Given the following code:
import torch
import torch.optim as optim
import torch.nn as nn
import torch.nn.functional as F
from torchvision import transforms
import time
from tqdm import tqdm
class AlexNet(nn.Module):
def __init__(self):
super(AlexNet, self).__init__()
self.relu = nn.ReLU(inplace=True)
self.maxpool2D = nn.MaxPool2d(kernel_size=3, stride=2, padding=0)
self.adaptive_avg_polling = nn.AdaptiveAvgPool2d((6, 6))
self.dropout = nn.Dropout(p=0.5)
self.conv1 = nn.Conv2d(3, 64, kernel_size=11, stride=4, padding=2)
self.conv2 = nn.Conv2d(64, 192, kernel_size=5, padding=2)
self.conv3 = nn.Conv2d(192, 384, kernel_size=3, padding=1)
self.conv4 = nn.Conv2d(384, 256, kernel_size=3, padding=1)
self.conv5 = nn.Conv2d(256, 256, kernel_size=3, padding=1)
self.fc1 = nn.Linear(256 * 6 * 6, 4096)
self.fc2 = nn.Linear(4096, 4096)
self.fc3 = nn.Linear(4096, 1000)
def time(self, x):
x = self.maxpool2D(self.relu(self.conv1(x)))
x = self.maxpool2D(self.relu(self.conv2(x)))
x = self.relu(self.conv3(x))
x = self.relu(self.conv4(x))
x = self.maxpool2D(self.relu(self.conv5(x)))
x = self.adaptive_avg_polling(x)
x = x.view(x.size(0), -1)
x = self.dropout(x)
start1 = time.time()
x = self.fc1(x)
finish1 = time.time()
x = self.dropout(self.relu(x))
x = self.fc2(x)
x = self.relu(x)
x = self.fc3(x)
return finish1 - start1
def layer_time():
use_cuda = torch.cuda.is_available()
print("use_cuda : ", use_cuda)
FloatTensor = torch.cuda.FloatTensor if use_cuda else torch.FloatTensor
device= torch.device("cuda:0" if use_cuda else "cpu")
net = AlexNet().to(device)
test_iter = 10000
batch_size = 1
for i in range(10):
X = torch.randn(size=(batch_size, 3, 227, 227)).type(FloatTensor)
s = 0.0
for i in tqdm(range(test_iter)):
s += net.time(X)
print(s)
batch_size *= 2
layer_time()
I found a way to measure inference time by studying the AMP document.

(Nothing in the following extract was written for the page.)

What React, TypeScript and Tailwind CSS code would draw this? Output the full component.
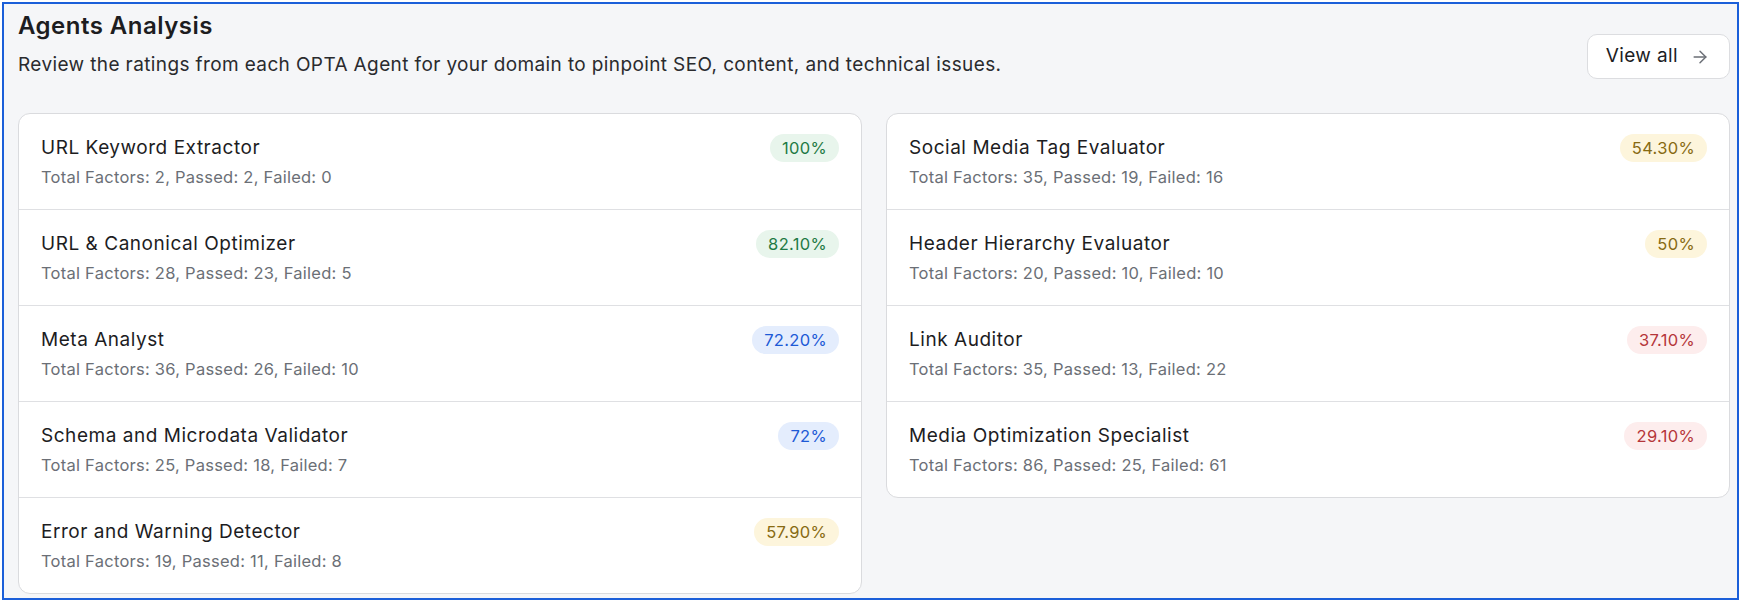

Using this, the GPU and CPU are synchronized and the inference time can be measured accurately.
import torch, time, gc
# Timing utilities
start_time = None
def start_timer():
global start_time
gc.collect()
torch.cuda.empty_cache()
torch.cuda.reset_max_memory_allocated()
torch.cuda.synchronize()
start_time = time.time()
def end_timer():
torch.cuda.synchronize()
end_time = time.time()
return end_time - start_time
So my code changes as follows:
import torch, time, gc
from tqdm import tqdm
import torch.nn as nn
import torch
# Timing utilities
start_time = None
def start_timer():
global start_time
gc.collect()
torch.cuda.empty_cache()
torch.cuda.reset_max_memory_allocated()
torch.cuda.synchronize()
start_time = time.time()
def end_timer():
torch.cuda.synchronize()
end_time = time.time()
return end_time - start_time
class AlexNet(nn.Module):
def __init__(self):
super(AlexNet, self).__init__()
self.relu = nn.ReLU(inplace=True)
self.maxpool2D = nn.MaxPool2d(kernel_size=3, stride=2, padding=0)
self.adaptive_avg_polling = nn.AdaptiveAvgPool2d((6, 6))
self.dropout = nn.Dropout(p=0.5)
self.conv1 = nn.Conv2d(3, 64, kernel_size=11, stride=4, padding=2)
self.conv2 = nn.Conv2d(64, 192, kernel_size=5, padding=2)
self.conv3 = nn.Conv2d(192, 384, kernel_size=3, padding=1)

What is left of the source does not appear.